I am interested in Open Source development, and I am eager to
participate in an open source project. I have used so many open source
software/tools for a long time. GSoC is a good opportunity for me to
contribute to open source community. I want te get started here, and
continue to contribute even after the GSoC.

1. Biography

I am a graduate student at CS department, Shanghai JiaoTong
University, Shanghai, China. I have read through the dev maillist of
Mahout, and I have a rough idea of the progress of Mahout. My research
interests include Social Annotation, Information Retrieval, Web
Mining, Semantic Web, Web 2.0, etc. Statistical Learning and Machine
Learning are the fundamental knowledge to me, because I have to deal
with many tasks on data and knowledge management. My resume could be
accessed at http://www.apexlab.org/apex_wiki/hzheng.

Despite my research in lab, I have taken two highly-related courses
about Machine Learning: Machine Learning (textbook: Machine Learning.
Tom Mitchell, McGraw Hill, 1997.
http://www.amazon.com/Machine-Learning-Tom-M-Mitchell/dp/0070428077),
and Statistical Learning (textbook: The Elements of Statistical
Learning. T Hastie, R Tibshirani, J Friedman, Springer, 2001.
http://www.amazon.com/Elements-Statistical-Learning-T-Hastie/dp/0387952845).
So I believe I have solid background knowledge on Machine Learning. My
plan for the Mahout project of GSoC is detailed in Section 2.

Recently, I am interested in Open Source development, and I am eager
to participate in an open source project. I have used so many open
source software/tools for a long time. GSoC is a good opportunity for
me to contribute to open source community. I want te get start here,
and continue to contribute even after the GSoC.

2. Plan

2.1. Preparation Phase

About Machine Learning, I believe that Naive Bayes, Neural Networks,
Logistic Regression, Locally Weighted Linear Regression, and k-Means
are easy for me to implement, while SVM, PCA, ICA, EM, and GDA may
cost my much effort. I notice that there are issues on Naive Bayes,
k-Means, and EM on JIRA, while svn trunk only has code on k-Means. I
can help current commiters on these existing algorithms, and also
create new algorithms.

About Map/Reduce, I have read the Google paper "MapReduce: Simplified
Data Processing on Large Clusters", and the NIPS paper "Map-Reduce for
Machine Learning on Multicore". I learned the general idea of
Map/Reduce, but I have to admit that I have no experience of it. I
will learn Hadoop first, and try some trivial use case on Hadoop to
get familiar with Map/Reduce programming. As long as I get familiar
with Hadoop, I think I have no problem in this aspect, too.
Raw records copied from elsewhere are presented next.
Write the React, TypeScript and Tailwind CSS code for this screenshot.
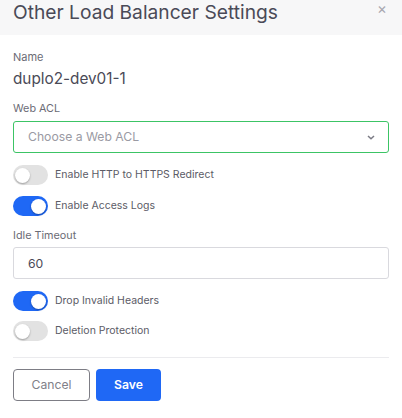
import { useState } from 'react'

function Toggle({ on, onChange, label }: { on: boolean; onChange: (v: boolean) => void; label: string }) {
    return (
        <label className="flex items-center gap-[7px] cursor-pointer">
            <button
                type="button"
                onClick={() => onChange(!on)}
                className={`relative w-[35px] h-[20px] rounded-full shrink-0 ${on ? 'bg-[#1f68f5]' : 'bg-[#e2e2e2]'}`}
            >
                <span
                    className={`absolute top-[2.5px] w-[15px] h-[15px] rounded-full bg-white shadow-[0_1px_2px_rgba(0,0,0,0.3)] ${on ? 'left-[18px]' : 'left-[2px]'}`}
                />
            </button>
            <span className="text-[10.5px] leading-[14px] text-[#5b5b66]">{label}</span>
        </label>
    )
}

export default function App() {
    const [httpsRedirect, setHttpsRedirect] = useState(false)
    const [accessLogs, setAccessLogs] = useState(true)
    const [dropHeaders, setDropHeaders] = useState(true)
    const [deletionProtection, setDeletionProtection] = useState(false)
    const [timeout, setTimeoutValue] = useState('60')

    return (
        <div className="w-[402px] h-[418px] bg-white font-['Inter',sans-serif] text-[#3b3b48]">
            {/* Header */}
            <div className="h-[35px] bg-[#f7f7f8] flex items-start justify-between pl-[13px] pr-[15px] pt-[0px]">
                <h2 className="text-[19.2px] leading-[24px] text-[#4a4a57]">Other Load Balancer Settings</h2>
                <button className="text-[#a8a8b0] text-[15px] leading-[18px]">×</button>
            </div>

            <div className="px-[13px] pt-[15px]">
                <div className="text-[11px] leading-[14px] text-[#6b6b75]">Name</div>
                <div className="text-[15.3px] leading-[20px] mt-[5px] text-[#4a4a57]">duplo2-dev01-1</div>

                <div className="text-[10.8px] leading-[14px] text-[#6b6b75] mt-[13px]">Web ACL</div>
                <div className="mt-[5px] h-[32px] border border-[#3cc465] rounded-[3px] flex items-center justify-between pl-[14px] pr-[13px]">
                    <span className="text-[12.2px] text-[#9a9aa3]">Choose a Web ACL</span>
                    <svg width="8" height="5" viewBox="0 0 8 5" fill="none">
                        <path d="M1 1l3 2.8L7 1" stroke="#7b7b85" strokeWidth="1.5" />
                    </svg>
                </div>

                <div className="mt-[12px] flex flex-col gap-[11px]">
                    <Toggle on={httpsRedirect} onChange={setHttpsRedirect} label="Enable HTTP to HTTPS Redirect" />
                    <Toggle on={accessLogs} onChange={setAccessLogs} label="Enable Access Logs" />
                </div>

                <div className="text-[10.8px] leading-[14px] text-[#6b6b75] mt-[13px]">Idle Timeout</div>
                <input
                    value={timeout}
                    onChange={e => setTimeoutValue(e.target.value)}
                    className="block mt-[4px] w-full h-[32px] border border-[#d9d9de] rounded-[3px] px-[14px] text-[12.2px] text-[#4a4a57] outline-none"
                />

                <div className="mt-[12px] flex flex-col gap-[10px]">
                    <Toggle on={dropHeaders} onChange={setDropHeaders} label="Drop Invalid Headers" />
                    <Toggle on={deletionProtection} onChange={setDeletionProtection} label="Deletion Protection" />
                </div>

                <div className="mt-[16px] border-t border-[#ebebee]" />

                <div className="mt-[11px] flex gap-[6px]">
                    <button className="w-[77px] h-[32px] border border-[#7d7d85] rounded-[4px] text-[12.2px] text-[#808088]">Cancel</button>
                    <button className="w-[65px] h-[32px] bg-[#1f68f5] rounded-[4px] text-[12.2px] font-semibold text-white">Save</button>
                </div>
            </div>
        </div>
    )
}
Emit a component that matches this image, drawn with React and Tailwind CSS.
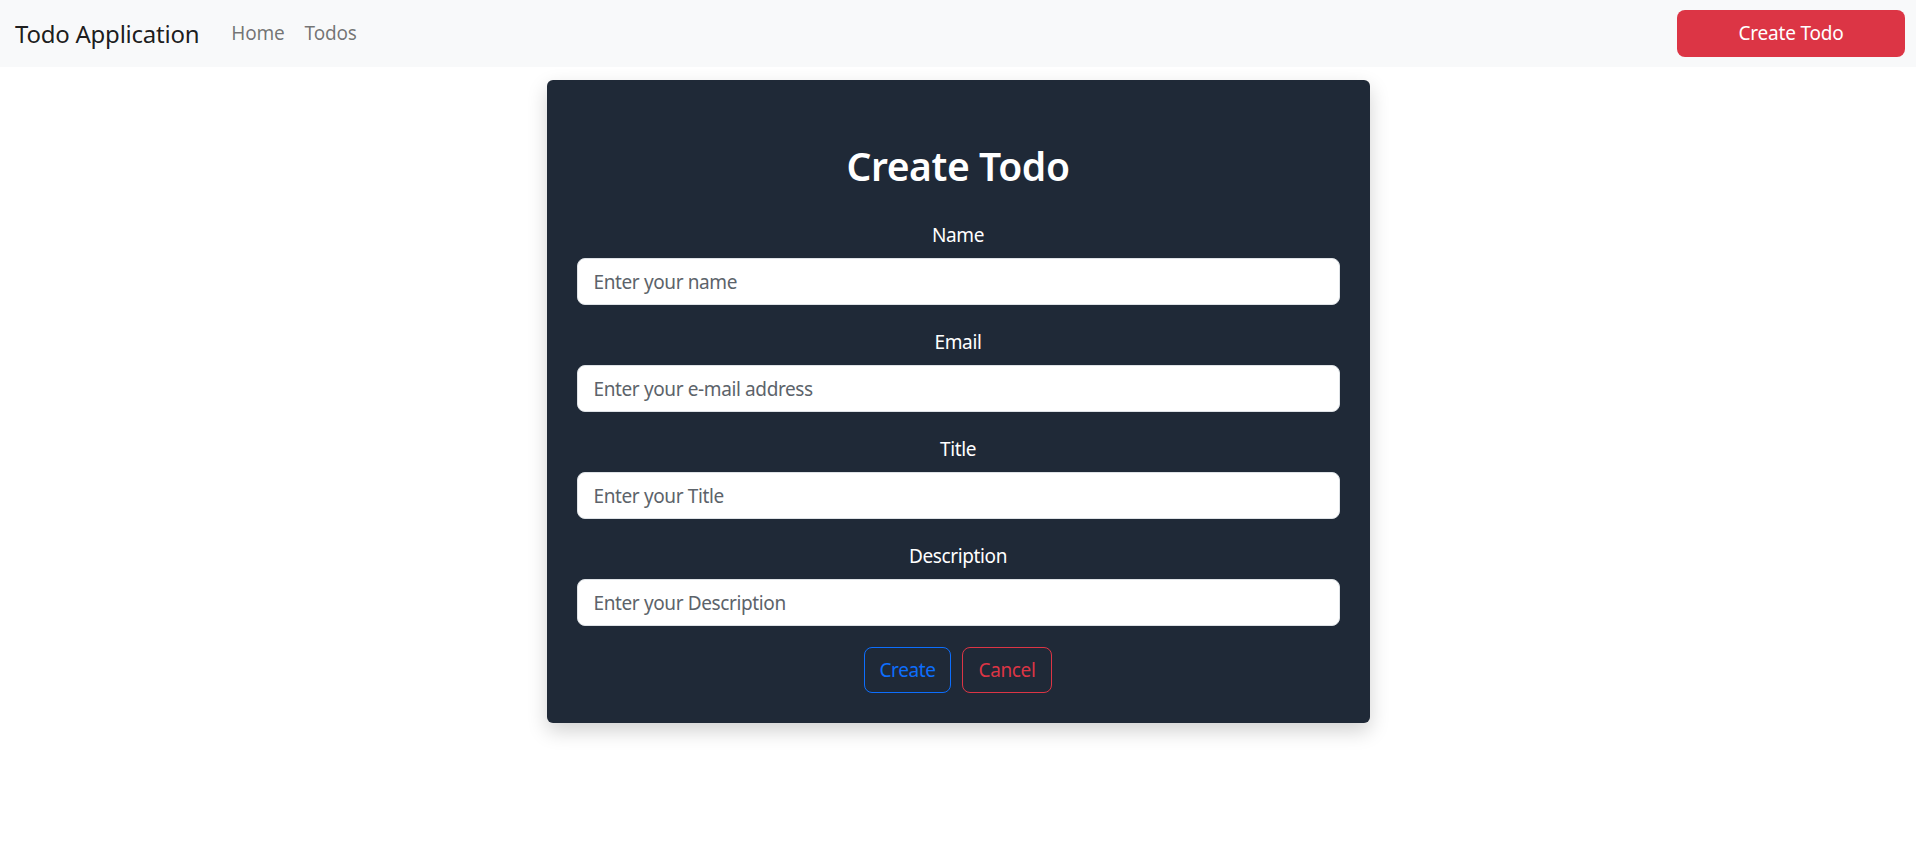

About general programming skills, I have about 4 years experience in
Java programming. I am proficient in Java, and have taken part in
several large projects.

2.2. Coding Phase

I predict it will take me about 2 weeks to implement Naive Bayes,
Neural Networks, Logistic Regression, Locally Weighted Linear
Regression, and k-Means; 4 weeks to implement SVM, PCA, ICA, EM, and
GDA. By "implement", I mean the following thing:

a). find an existing stable implementation for reference
b). implement a single-machine version, and verify the correctness
with the reference implementation
c). implement a Map/Reduce version, and verify the correctness with
the reference implementation/the single-machine version
d). find some large datasets to benchmark the Map/Reduce version, and
figure out the speedup of it
* During each step, I will also write documentation/unit tests.

The a), b), c) steps can ensure the correctness of our Map/Reduce
implementation, while the d) step can measure the performance of it.

2.3. Miscellaneous but Non-trivial Aspect

I can also help Mahout on some miscellaneous but non-trivial aspect.
For example, input/output format standards, input/output utils, and
anything proposed on JIRA. My experience on software engineering may
help on these aspects.

3. Schedule

now - May 26: Preparation Phase. Learn more on Map/Reduce. Consult
mentors on what to started first. Take part in the discussion on the
dev maillist.

May 27 - August 11: Coding Phase. In this 11 weeks, plan to implement
3-4 algorithms. Also help on some miscellaneous aspects. Write
documentation and unit tests.

August 12 - August 18: Revise some minor errors. Complete some documentation.